▶ Set exercise
Skip all pictures, then print the remaining material exactly.

◇ ◇ ◇ ◇ ◇

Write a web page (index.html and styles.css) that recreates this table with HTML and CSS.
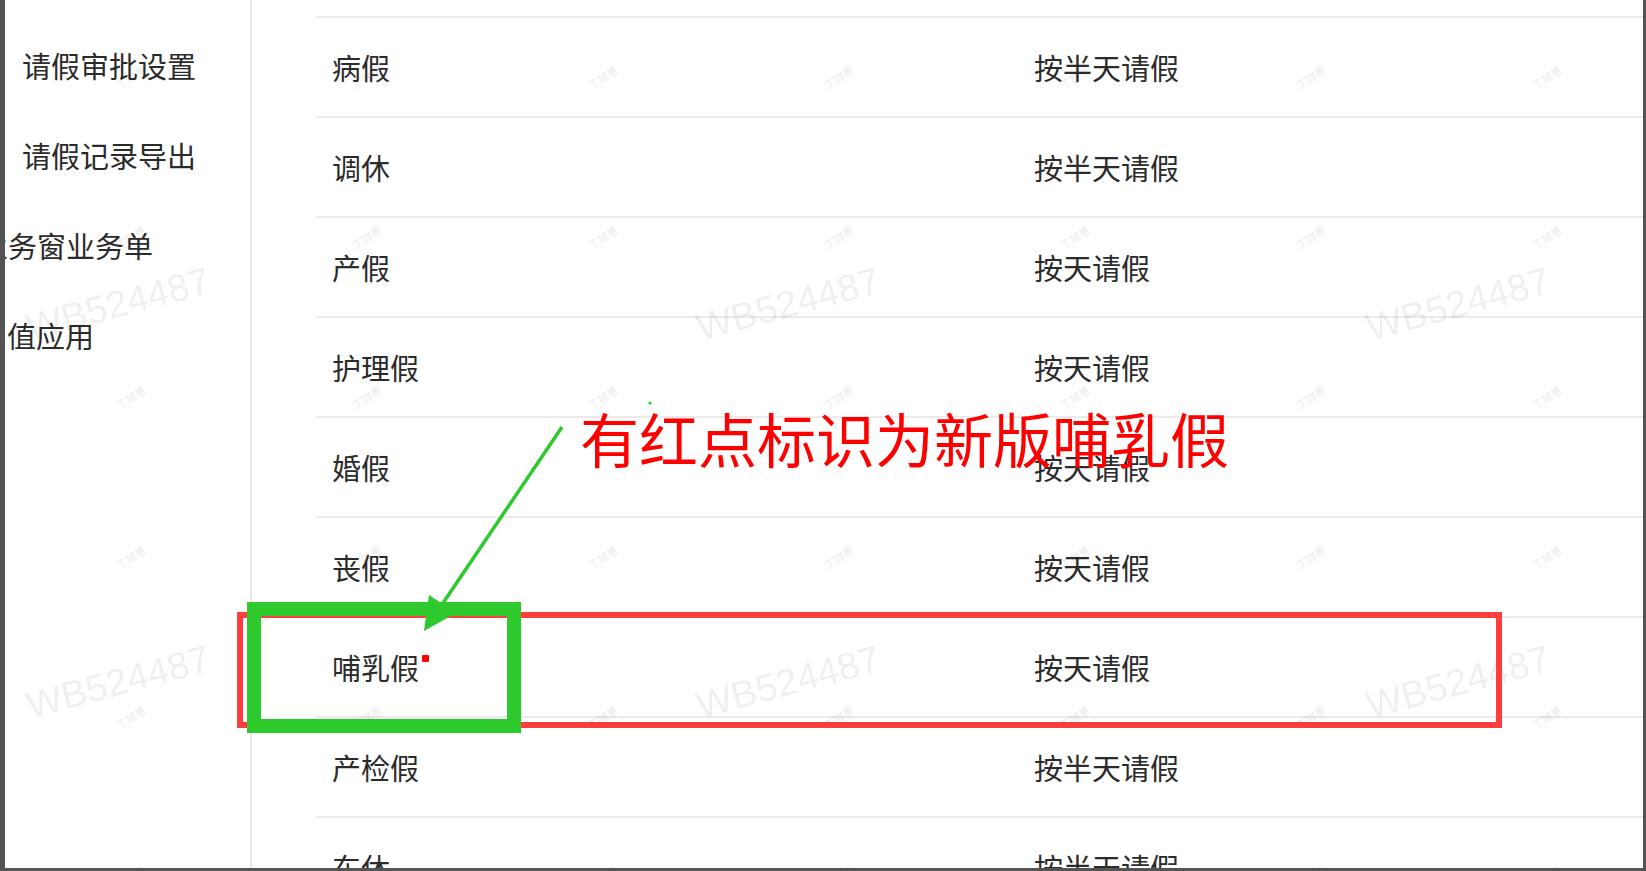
FILE: index.html
```html
<!DOCTYPE html>
<html lang="zh-CN">
<head>
    <meta charset="UTF-8">
    <meta name="viewport" content="width=device-width, initial-scale=1.0">
    <title>请假类型</title>
    <link rel="stylesheet" href="styles.css">
</head>
<body>
    <div class="frame">
        <div class="sidebar">
            <div class="menu-item sub">请假审批设置</div>
            <div class="menu-item sub">请假记录导出</div>
            <div class="menu-item cut">业务窗业务单</div>
            <div class="menu-item top">值应用</div>
        </div>

        <div class="content">
            <div class="row"><span>病假</span><span>按半天请假</span></div>
            <div class="row"><span>调休</span><span>按半天请假</span></div>
            <div class="row"><span>产假</span><span>按天请假</span></div>
            <div class="row"><span>护理假</span><span>按天请假</span></div>
            <div class="row"><span>婚假</span><span>按天请假</span></div>
            <div class="row"><span>丧假</span><span>按天请假</span></div>
            <div class="row"><span>哺乳假<i class="dot"></i></span><span>按天请假</span></div>
            <div class="row"><span>产检假</span><span>按半天请假</span></div>
            <div class="row"><span>东休</span><span>按半天请假</span></div>
        </div>

        <!-- watermarks -->
        <div class="mark-big" id="markBig"></div>
        <div class="mark-small" id="markSmall"></div>

        <!-- annotation drawn over the screenshot -->
        <div class="annot">
            <svg width="1646" height="871" viewBox="0 0 1646 871">
                <rect x="240" y="615" width="1259" height="110" fill="none" stroke="#ff3d3d" stroke-width="6"/>
                <rect x="254" y="609" width="260" height="117" fill="none" stroke="#2dc92d" stroke-width="14"/>
                <line x1="562" y1="427" x2="441" y2="606" stroke="#2dc92d" stroke-width="3.5"/>
                <polygon points="424,631 456,613 429,595" fill="#2dc92d"/>
                <circle cx="650" cy="403" r="1.6" fill="#2dc92d"/>
            </svg>
            <div class="note">有红点标识为新版哺乳假</div>
        </div>
    </div>

    <script>
        const big = document.getElementById('markBig');
        for (let i = 0; i < 6; i++) {
            big.innerHTML += '<span>WB524487</span>';
        }

        const small = document.getElementById('markSmall');
        for (let i = 0; i < 42; i++) {
            small.innerHTML += '<span>丁锦蕙</span>';
        }
    </script>
</body>
</html>
```

FILE: styles.css
```css
* {
    box-sizing: border-box;
}
body {
    margin: 0;
    font-family: "Noto Sans CJK SC", sans-serif;
    color: #2b2b2b;
    background: #fff;
}
.frame {
    position: relative;
    display: flex;
    width: 1646px;
    height: 871px;
    border-left: 5px solid #545454;
    border-right: 3px solid #545454;
    border-bottom: 3px solid #545454;
    overflow: hidden;
}
.sidebar {
    width: 247px;
    flex-shrink: 0;
    padding-top: 20px;
    border-right: 2px solid #e8e8e8;
    overflow: hidden;
}
.menu-item {
    height: 90px;
    line-height: 90px;
    font-size: 29px;
    white-space: nowrap;
}
.menu-item.sub {
    padding-left: 17px;
}
.menu-item.cut {
    text-indent: -26px;
}
.menu-item.top {
    padding-left: 2px;
}
.content {
    flex: 1;
    padding: 16px 0 0 64px;
    overflow: hidden;
}
.row {
    display: grid;
    grid-template-columns: 702px 1fr;
    align-items: center;
    height: 100px;
    padding-left: 16px;
    border-top: 2px solid #ebebeb;
    font-size: 29px;
    line-height: 40px;
    white-space: nowrap;
}
.dot {
    display: inline-block;
    width: 7px;
    height: 7px;
    margin: 8px 0 0 3px;
    background: #f00;
    border-radius: 1px;
    vertical-align: top;
}
.mark-big {
    position: absolute;
    left: -222px;
    top: 115px;
    display: grid;
    grid-template-columns: repeat(3, 670px);
    grid-auto-rows: 378px;
    pointer-events: none;
}
.mark-big span {
    justify-self: center;
    align-self: center;
    font-family: "Liberation Sans", sans-serif;
    font-size: 38px;
    color: rgba(0, 0, 0, 0.075);
    transform: rotate(-15deg);
}
.mark-small {
    position: absolute;
    left: 7px;
    top: -3px;
    display: grid;
    grid-template-columns: repeat(7, 236px);
    grid-auto-rows: 160px;
    pointer-events: none;
}
.mark-small span {
    justify-self: center;
    align-self: center;
    font-size: 11px;
    color: rgba(0, 0, 0, 0.11);
    transform: rotate(-32deg);
}
.annot {
    position: absolute;
    left: -5px;
    top: 0;
    width: 1646px;
    height: 871px;
    pointer-events: none;
}
.annot svg {
    display: block;
}
.note {
    position: absolute;
    left: 580px;
    top: 408px;
    font-size: 59px;
    line-height: 59px;
    color: #f00;
    white-space: nowrap;
}
```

◇ ◇ ◇ ◇ ◇

▶ Solution for this task
Write a web page (index.html and styles.css) that recreates this table with HTML and CSS.
FILE: index.html
```html
<!DOCTYPE html>
<html lang="zh-CN">
<head>
    <meta charset="UTF-8">
    <meta name="viewport" content="width=device-width, initial-scale=1.0">
    <title>请假类型</title>
    <link rel="stylesheet" href="styles.css">
</head>
<body>
    <div class="frame">
        <div class="sidebar">
            <div class="menu-item sub">请假审批设置</div>
            <div class="menu-item sub">请假记录导出</div>
            <div class="menu-item cut">业务窗业务单</div>
            <div class="menu-item top">值应用</div>
        </div>

        <div class="content">
            <div class="row"><span>病假</span><span>按半天请假</span></div>
            <div class="row"><span>调休</span><span>按半天请假</span></div>
            <div class="row"><span>产假</span><span>按天请假</span></div>
            <div class="row"><span>护理假</span><span>按天请假</span></div>
            <div class="row"><span>婚假</span><span>按天请假</span></div>
            <div class="row"><span>丧假</span><span>按天请假</span></div>
            <div class="row"><span>哺乳假<i class="dot"></i></span><span>按天请假</span></div>
            <div class="row"><span>产检假</span><span>按半天请假</span></div>
            <div class="row"><span>东休</span><span>按半天请假</span></div>
        </div>

        <!-- watermarks -->
        <div class="mark-big" id="markBig"></div>
        <div class="mark-small" id="markSmall"></div>

        <!-- annotation drawn over the screenshot -->
        <div class="annot">
            <svg width="1646" height="871" viewBox="0 0 1646 871">
                <rect x="240" y="615" width="1259" height="110" fill="none" stroke="#ff3d3d" stroke-width="6"/>
                <rect x="254" y="609" width="260" height="117" fill="none" stroke="#2dc92d" stroke-width="14"/>
                <line x1="562" y1="427" x2="441" y2="606" stroke="#2dc92d" stroke-width="3.5"/>
                <polygon points="424,631 456,613 429,595" fill="#2dc92d"/>
                <circle cx="650" cy="403" r="1.6" fill="#2dc92d"/>
            </svg>
            <div class="note">有红点标识为新版哺乳假</div>
        </div>
    </div>

    <script>
        const big = document.getElementById('markBig');
        for (let i = 0; i < 6; i++) {
            big.innerHTML += '<span>WB524487</span>';
        }

        const small = document.getElementById('markSmall');
        for (let i = 0; i < 42; i++) {
            small.innerHTML += '<span>丁锦蕙</span>';
        }
    </script>
</body>
</html>
```

FILE: styles.css
```css
* {
    box-sizing: border-box;
}
body {
    margin: 0;
    font-family: "Noto Sans CJK SC", sans-serif;
    color: #2b2b2b;
    background: #fff;
}
.frame {
    position: relative;
    display: flex;
    width: 1646px;
    height: 871px;
    border-left: 5px solid #545454;
    border-right: 3px solid #545454;
    border-bottom: 3px solid #545454;
    overflow: hidden;
}
.sidebar {
    width: 247px;
    flex-shrink: 0;
    padding-top: 20px;
    border-right: 2px solid #e8e8e8;
    overflow: hidden;
}
.menu-item {
    height: 90px;
    line-height: 90px;
    font-size: 29px;
    white-space: nowrap;
}
.menu-item.sub {
    padding-left: 17px;
}
.menu-item.cut {
    text-indent: -26px;
}
.menu-item.top {
    padding-left: 2px;
}
.content {
    flex: 1;
    padding: 16px 0 0 64px;
    overflow: hidden;
}
.row {
    display: grid;
    grid-template-columns: 702px 1fr;
    align-items: center;
    height: 100px;
    padding-left: 16px;
    border-top: 2px solid #ebebeb;
    font-size: 29px;
    line-height: 40px;
    white-space: nowrap;
}
.dot {
    display: inline-block;
    width: 7px;
    height: 7px;
    margin: 8px 0 0 3px;
    background: #f00;
    border-radius: 1px;
    vertical-align: top;
}
.mark-big {
    position: absolute;
    left: -222px;
    top: 115px;
    display: grid;
    grid-template-columns: repeat(3, 670px);
    grid-auto-rows: 378px;
    pointer-events: none;
}
.mark-big span {
    justify-self: center;
    align-self: center;
    font-family: "Liberation Sans", sans-serif;
    font-size: 38px;
    color: rgba(0, 0, 0, 0.075);
    transform: rotate(-15deg);
}
.mark-small {
    position: absolute;
    left: 7px;
    top: -3px;
    display: grid;
    grid-template-columns: repeat(7, 236px);
    grid-auto-rows: 160px;
    pointer-events: none;
}
.mark-small span {
    justify-self: center;
    align-self: center;
    font-size: 11px;
    color: rgba(0, 0, 0, 0.11);
    transform: rotate(-32deg);
}
.annot {
    position: absolute;
    left: -5px;
    top: 0;
    width: 1646px;
    height: 871px;
    pointer-events: none;
}
.annot svg {
    display: block;
}
.note {
    position: absolute;
    left: 580px;
    top: 408px;
    font-size: 59px;
    line-height: 59px;
    color: #f00;
    white-space: nowrap;
}
```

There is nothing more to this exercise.